#### Problem description:
Copy all the data exactly, except the pictures.

#### Dataset extract:
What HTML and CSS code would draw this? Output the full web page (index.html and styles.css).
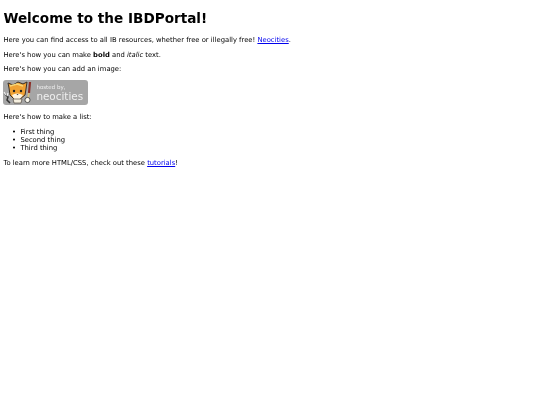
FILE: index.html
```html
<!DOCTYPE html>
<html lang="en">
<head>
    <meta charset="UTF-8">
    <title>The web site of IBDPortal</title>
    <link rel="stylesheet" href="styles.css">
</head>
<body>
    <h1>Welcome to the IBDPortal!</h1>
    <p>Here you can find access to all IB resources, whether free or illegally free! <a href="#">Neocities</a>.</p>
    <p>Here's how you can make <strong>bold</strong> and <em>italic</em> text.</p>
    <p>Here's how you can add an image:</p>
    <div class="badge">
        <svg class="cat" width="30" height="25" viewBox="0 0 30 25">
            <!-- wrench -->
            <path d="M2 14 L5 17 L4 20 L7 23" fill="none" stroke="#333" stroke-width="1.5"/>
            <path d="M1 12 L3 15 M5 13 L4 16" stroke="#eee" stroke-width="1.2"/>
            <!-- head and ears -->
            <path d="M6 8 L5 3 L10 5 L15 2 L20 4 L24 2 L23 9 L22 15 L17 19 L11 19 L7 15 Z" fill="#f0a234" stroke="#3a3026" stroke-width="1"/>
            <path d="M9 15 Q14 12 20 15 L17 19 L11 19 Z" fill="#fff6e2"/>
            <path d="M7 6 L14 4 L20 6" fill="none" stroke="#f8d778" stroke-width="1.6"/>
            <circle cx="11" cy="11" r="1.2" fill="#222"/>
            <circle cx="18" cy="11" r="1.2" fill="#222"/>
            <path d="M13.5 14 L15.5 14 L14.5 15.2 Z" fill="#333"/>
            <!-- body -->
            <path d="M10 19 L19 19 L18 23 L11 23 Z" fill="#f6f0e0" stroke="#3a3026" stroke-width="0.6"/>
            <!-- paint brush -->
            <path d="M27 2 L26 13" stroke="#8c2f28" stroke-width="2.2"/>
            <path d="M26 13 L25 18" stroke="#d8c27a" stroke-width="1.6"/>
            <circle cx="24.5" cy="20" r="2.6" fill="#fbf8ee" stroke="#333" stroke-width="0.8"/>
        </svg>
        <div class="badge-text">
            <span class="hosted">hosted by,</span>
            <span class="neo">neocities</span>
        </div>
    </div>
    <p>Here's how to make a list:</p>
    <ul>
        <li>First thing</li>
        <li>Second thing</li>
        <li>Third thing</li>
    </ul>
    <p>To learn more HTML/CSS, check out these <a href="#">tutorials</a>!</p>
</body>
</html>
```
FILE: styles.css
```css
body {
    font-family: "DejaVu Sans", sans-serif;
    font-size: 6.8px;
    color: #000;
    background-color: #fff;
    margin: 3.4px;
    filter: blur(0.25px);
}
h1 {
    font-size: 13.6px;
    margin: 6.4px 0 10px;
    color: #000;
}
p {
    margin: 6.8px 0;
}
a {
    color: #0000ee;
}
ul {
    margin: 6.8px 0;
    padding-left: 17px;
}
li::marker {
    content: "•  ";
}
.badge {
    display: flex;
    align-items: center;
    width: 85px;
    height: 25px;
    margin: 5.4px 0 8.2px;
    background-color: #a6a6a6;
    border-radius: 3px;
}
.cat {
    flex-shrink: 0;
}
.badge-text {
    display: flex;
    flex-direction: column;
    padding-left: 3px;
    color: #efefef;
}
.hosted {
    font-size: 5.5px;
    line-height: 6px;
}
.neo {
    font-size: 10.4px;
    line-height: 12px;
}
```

#### Reply to the exercise:
What HTML and CSS code would draw this? Output the full web page (index.html and styles.css).
FILE: index.html
```html
<!DOCTYPE html>
<html lang="en">
<head>
    <meta charset="UTF-8">
    <title>The web site of IBDPortal</title>
    <link rel="stylesheet" href="styles.css">
</head>
<body>
    <h1>Welcome to the IBDPortal!</h1>
    <p>Here you can find access to all IB resources, whether free or illegally free! <a href="#">Neocities</a>.</p>
    <p>Here's how you can make <strong>bold</strong> and <em>italic</em> text.</p>
    <p>Here's how you can add an image:</p>
    <div class="badge">
        <svg class="cat" width="30" height="25" viewBox="0 0 30 25">
            <!-- wrench -->
            <path d="M2 14 L5 17 L4 20 L7 23" fill="none" stroke="#333" stroke-width="1.5"/>
            <path d="M1 12 L3 15 M5 13 L4 16" stroke="#eee" stroke-width="1.2"/>
            <!-- head and ears -->
            <path d="M6 8 L5 3 L10 5 L15 2 L20 4 L24 2 L23 9 L22 15 L17 19 L11 19 L7 15 Z" fill="#f0a234" stroke="#3a3026" stroke-width="1"/>
            <path d="M9 15 Q14 12 20 15 L17 19 L11 19 Z" fill="#fff6e2"/>
            <path d="M7 6 L14 4 L20 6" fill="none" stroke="#f8d778" stroke-width="1.6"/>
            <circle cx="11" cy="11" r="1.2" fill="#222"/>
            <circle cx="18" cy="11" r="1.2" fill="#222"/>
            <path d="M13.5 14 L15.5 14 L14.5 15.2 Z" fill="#333"/>
            <!-- body -->
            <path d="M10 19 L19 19 L18 23 L11 23 Z" fill="#f6f0e0" stroke="#3a3026" stroke-width="0.6"/>
            <!-- paint brush -->
            <path d="M27 2 L26 13" stroke="#8c2f28" stroke-width="2.2"/>
            <path d="M26 13 L25 18" stroke="#d8c27a" stroke-width="1.6"/>
            <circle cx="24.5" cy="20" r="2.6" fill="#fbf8ee" stroke="#333" stroke-width="0.8"/>
        </svg>
        <div class="badge-text">
            <span class="hosted">hosted by,</span>
            <span class="neo">neocities</span>
        </div>
    </div>
    <p>Here's how to make a list:</p>
    <ul>
        <li>First thing</li>
        <li>Second thing</li>
        <li>Third thing</li>
    </ul>
    <p>To learn more HTML/CSS, check out these <a href="#">tutorials</a>!</p>
</body>
</html>
```
FILE: styles.css
```css
body {
    font-family: "DejaVu Sans", sans-serif;
    font-size: 6.8px;
    color: #000;
    background-color: #fff;
    margin: 3.4px;
    filter: blur(0.25px);
}
h1 {
    font-size: 13.6px;
    margin: 6.4px 0 10px;
    color: #000;
}
p {
    margin: 6.8px 0;
}
a {
    color: #0000ee;
}
ul {
    margin: 6.8px 0;
    padding-left: 17px;
}
li::marker {
    content: "•  ";
}
.badge {
    display: flex;
    align-items: center;
    width: 85px;
    height: 25px;
    margin: 5.4px 0 8.2px;
    background-color: #a6a6a6;
    border-radius: 3px;
}
.cat {
    flex-shrink: 0;
}
.badge-text {
    display: flex;
    flex-direction: column;
    padding-left: 3px;
    color: #efefef;
}
.hosted {
    font-size: 5.5px;
    line-height: 6px;
}
.neo {
    font-size: 10.4px;
    line-height: 12px;
}
```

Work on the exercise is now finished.